Namun terhadap pertemuan itu, Toha membantahnya. “Seingat saya tidak pernah. Tidak ada program aspirasi, yang disampaikan usulan program daerah pemilihan, tidak ada nomenklatur program aspirasi.”

Meski Toha pernah mengakui mengikuti kunjungan kerja ke Maluku Utara pada Agustus 2015, namun dia membantah pernah menerima uang dari pengusaha maupun anggota dewan lainnya.

“Tidak pernah (terima). Memang dari kunjungan kerja ada usulan-usulan ke eksekutif tapi tidak ada tindak lanjut.”
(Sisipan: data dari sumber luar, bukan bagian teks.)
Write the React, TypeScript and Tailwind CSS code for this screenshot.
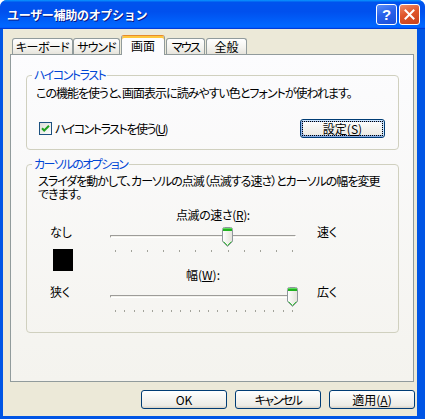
import React from "react";

const tabs = [
  { label: "キーボード", cls: "w-[61px] tracking-[-0.6px]" },
  { label: "サウンド", cls: "w-[47px] tracking-[-1px]" },
  { label: "画面", cls: "w-[44px] ml-[1px]", active: true },
  { label: "マウス", cls: "w-[39px] ml-[1px] tracking-[-1.5px]" },
  { label: "全般", cls: "w-[41px] ml-[1px]" },
];

function Thumb() {
  return (
    <svg width="11" height="20" viewBox="0 0 11 20">
      <defs>
        <linearGradient id="thumbFill" x1="0" x2="1" y1="0" y2="0">
          <stop offset="0" stopColor="#ffffff" />
          <stop offset="1" stopColor="#e3e2da" />
        </linearGradient>
      </defs>
      <path
        d="M0.5 2.5 Q0.5 0.5 2.5 0.5 H8.5 Q10.5 0.5 10.5 2.5 V14.5 L5.5 19.5 L0.5 14.5 Z"
        fill="url(#thumbFill)"
        stroke="#8f979d"
      />
      <rect x="1" y="1" width="9" height="1" fill="#5fdc5f" />
      <rect x="1" y="2" width="9" height="2" fill="#21b221" />
      <path d="M1.5 14.5 L5.5 18.5 L9.5 14.5" fill="none" stroke="#3cc43c" />
    </svg>
  );
}

function Slider({ ticks, value }: { ticks: number; value: number }) {
  const left = 5 + (value * 177) / (ticks - 1) - 5.5;
  return (
    <div className="relative w-[186px] h-[25px] flex flex-col">
      <div className="mt-[8px] h-[3px] rounded-[1px] border-t border-l border-[#9d9c99] border-b border-b-white border-r border-r-white bg-[#f3f2ec]" />
      <div className="mt-[12px] ml-[5px] w-[178px] h-[2px] flex justify-between">
        {Array.from({ length: ticks }).map((_, i) => (
          <span key={i} className="w-px h-[2px] bg-[#a3a39b]" />
        ))}
      </div>
      <div className="absolute top-0" style={{ left }}>
        <Thumb />
      </div>
    </div>
  );
}

function Button({ children, focused }: { children: React.ReactNode; focused?: boolean }) {
  return (
    <div
      className={
        focused
          ? "w-[85px] h-[19px] flex items-center justify-center rounded-[3px] border border-[#003c74] bg-[linear-gradient(180deg,#fff,#ecebe5_86%,#d8d0c4)] shadow-[inset_-1px_1px_#cee7ff,inset_1px_2px_#98b8ea,inset_-2px_2px_#bcd4f6,inset_1px_-1px_#89ade4,inset_2px_-2px_#89ade4]"
          : "w-[86px] h-[19px] flex items-center justify-center rounded-[3px] border border-[#003c74] bg-[linear-gradient(180deg,#fff,#ecebe5_86%,#d8d0c4)]"
      }
    >
      {focused ? (
        <span className="w-[77px] h-[11px] flex items-center justify-center outline-1 outline-dotted outline-black outline-offset-[1px]">
          {children}
        </span>
      ) : (
        children
      )}
    </div>
  );
}

export default function App() {
  return (
    <div className="w-[425px] h-[419px] bg-white font-['Noto_Sans_CJK_JP',sans-serif] text-[12px] leading-[13px] text-black [font-feature-settings:'palt']">
      <div className="w-[425px] h-[419px] flex flex-col rounded-t-[7px] bg-[#0055e5] overflow-hidden">
        {/* title bar */}
        <div className="h-[29px] flex items-center pl-[7px] pr-[5px] bg-[linear-gradient(180deg,#0997ff,#0053ee_8%,#0050ee_40%,#0066ff_88%,#0066ff_93%,#005bff_95%,#003dd7_96%,#003dd7)]">
          <span className="flex-1 font-bold text-white text-[12px] tracking-[-0.3px] [font-feature-settings:normal] [text-shadow:1px_1px_0_#0a1883]">
            ユーザー補助のオプション
          </span>
          <div className="w-[21px] h-[21px] rounded-[3px] border border-white bg-[linear-gradient(160deg,#5c8ff8,#2a62eb_45%,#1d4fd8)] flex items-center justify-center text-white font-bold text-[15px] leading-none font-['Liberation_Sans',sans-serif]">
            ?
          </div>
          <div className="ml-[2px] w-[21px] h-[21px] rounded-[3px] border border-white bg-[linear-gradient(160deg,#ef8c68,#e0562b_45%,#c8411d)] flex items-center justify-center">
            <svg width="11" height="11" viewBox="0 0 11 11">
              <path d="M1.5 1.5 L9.5 9.5 M9.5 1.5 L1.5 9.5" stroke="#fff" strokeWidth="2" strokeLinecap="square" />
            </svg>
          </div>
        </div>

        {/* client area */}
        <div className="ml-[3px] mr-[8px] h-[387px] bg-[#ece9d8] flex flex-col pt-[6px]">
          <div className="ml-[9px] h-[20px] -mb-px flex items-end relative z-10">
            {tabs.map((t) =>
              t.active ? (
                <div
                  key={t.label}
                  className={`${t.cls} h-[20px] flex items-center justify-center pb-[1px] rounded-t-[3px] border-x border-[#919b9c] border-t border-t-[#e68b2c] bg-[#fcfcfe] shadow-[inset_0_2px_#ffc73c]`}
                >
                  {t.label}
                </div>
              ) : (
                <div
                  key={t.label}
                  className={`${t.cls} h-[16px] mb-px flex items-center justify-center rounded-t-[3px] border-x border-t border-[#919b9c] bg-[linear-gradient(180deg,#fff,#f3f2ee_60%,#e6e4dc)]`}
                >
                  {t.label}
                </div>
              )
            )}
          </div>

          <div className="ml-[7px] w-[404px] h-[328px] border border-[#919b9c] bg-[linear-gradient(180deg,#fcfcfe,#f4f3ee)] pt-[13px] pl-[15px]">
            <fieldset className="w-[373px] rounded-[4px] border border-[#d0d0bf] pl-[9px] pr-[13px] pb-[11px]">
              <legend className="-ml-[4px] px-[2px] pb-[2px] text-[#0046d5] tracking-[-1.5px]">ハイコントラスト</legend>
              <p className="mt-[3px] whitespace-nowrap tracking-[-1px]">
                この機能を使うと、画面表示に読みやすい色とフォントが使われます。
              </p>
              <div className="mt-[20px] flex items-center justify-between">
                <div className="ml-[3px] flex items-center gap-[3px]">
                  <svg width="13" height="13" viewBox="0 0 13 13">
                    <defs>
                      <linearGradient id="cbFill" x1="0" y1="0" x2="1" y2="1">
                        <stop offset="0" stopColor="#dcdcd7" />
                        <stop offset="1" stopColor="#ffffff" />
                      </linearGradient>
                    </defs>
                    <rect x="0.5" y="0.5" width="12" height="12" fill="url(#cbFill)" stroke="#1c5180" />
                    <path d="M3 6.2 L5.2 8.5 L10 3.7" fill="none" stroke="#21a121" strokeWidth="2" />
                  </svg>
                  <span className="tracking-[-1.5px]">
                    ハイコントラストを使う(<u>U</u>)
                  </span>
                </div>
                <Button focused>
                  設定(<u>S</u>)
                </Button>
              </div>
            </fieldset>

            <fieldset className="mt-[7px] w-[373px] rounded-[4px] border border-[#d0d0bf] pl-[11px] pb-[20px]">
              <legend className="-ml-[6px] px-[2px] pb-[2px] text-[#0046d5] tracking-[-1.5px]">カーソルのオプション</legend>
              <p className="mt-[2px] whitespace-nowrap tracking-[-1px]">
                スライダを動かして、カーソルの点滅（点滅する速さ）とカーソルの幅を変更
                <br />
                できます。
              </p>

              <div className="mt-[8px] flex">
                <div className="ml-[12px] w-[60px] flex flex-col">
                  <span className="mt-[17px]">なし</span>
                  <div className="mt-[11px] ml-[3px] w-[20px] h-[22px] bg-black" />
                  <span className="mt-[14px]">狭く</span>
                </div>
                <div className="w-[186px] flex flex-col">
                  <span className="ml-[66px] tracking-[-0.4px]">
                    点滅の速さ(<u>R</u>):
                  </span>
                  <div className="mt-[6px]">
                    <Slider ticks={12} value={7} />
                  </div>
                  <span className="mt-[16px] ml-[76px]">
                    幅(<u>W</u>):
                  </span>
                  <div className="mt-[6px]">
                    <Slider ticks={20} value={19} />
                  </div>
                </div>
                <div className="ml-[21px] flex flex-col">
                  <span className="mt-[17px]">速く</span>
                  <span className="mt-[47px]">広く</span>
                </div>
              </div>
            </fieldset>
          </div>

          <div className="mt-[8px] mr-[2px] flex justify-end gap-[8px]">
            <Button>OK</Button>
            <Button>
              <span className="tracking-[-1.5px]">キャンセル</span>
            </Button>
            <Button>
              適用(<u>A</u>)
            </Button>
          </div>
        </div>
      </div>
    </div>
  );
}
Namun Abdul Khoir membantah keterangan Toha tersebut. “Dia (Toha) yang memperkenalkan dengan Musa waktu pergantian Kapoksi dan di sini menyatkan masalah aspirasi dilanjutkan pak Musa,” kata Abdul Khoir.

Toha masih membantah hal itu. “Saya tidak pernah memperkenalkan.”

Abdul Khoir yang didakwa memberikan uang sejumlah total Rp21,28 miliar dan 1,674 juta dolar Singapura dan 72.727 dolar AS kepada pejabat Kementerian Pekerjaan umum dan Perumahan Rakyat dan anggota DPR.

Rinciannya adalah kepada Kepala Balai Pelaksana Jalan Nasional IX Maluku dan Maluku Utara Amran Hi Mustary sebesar Rp13,78 miliar dan 202.816 dolar Singapura, kepada Kapoksi PAN Komisi V Andi Taufan Tiro sebesar Rp7,4 miliar, Kapoksi PKB Komisi V Musa Zainuddin sebesar Rp7 miliar, Damayanti Wisnu Putranti sebesar Rp4,28 miliar dan anggota Komisi V dari Fraksi Partai Golkar Budi Supriyanto senilai 305 ribu dolar Singapura.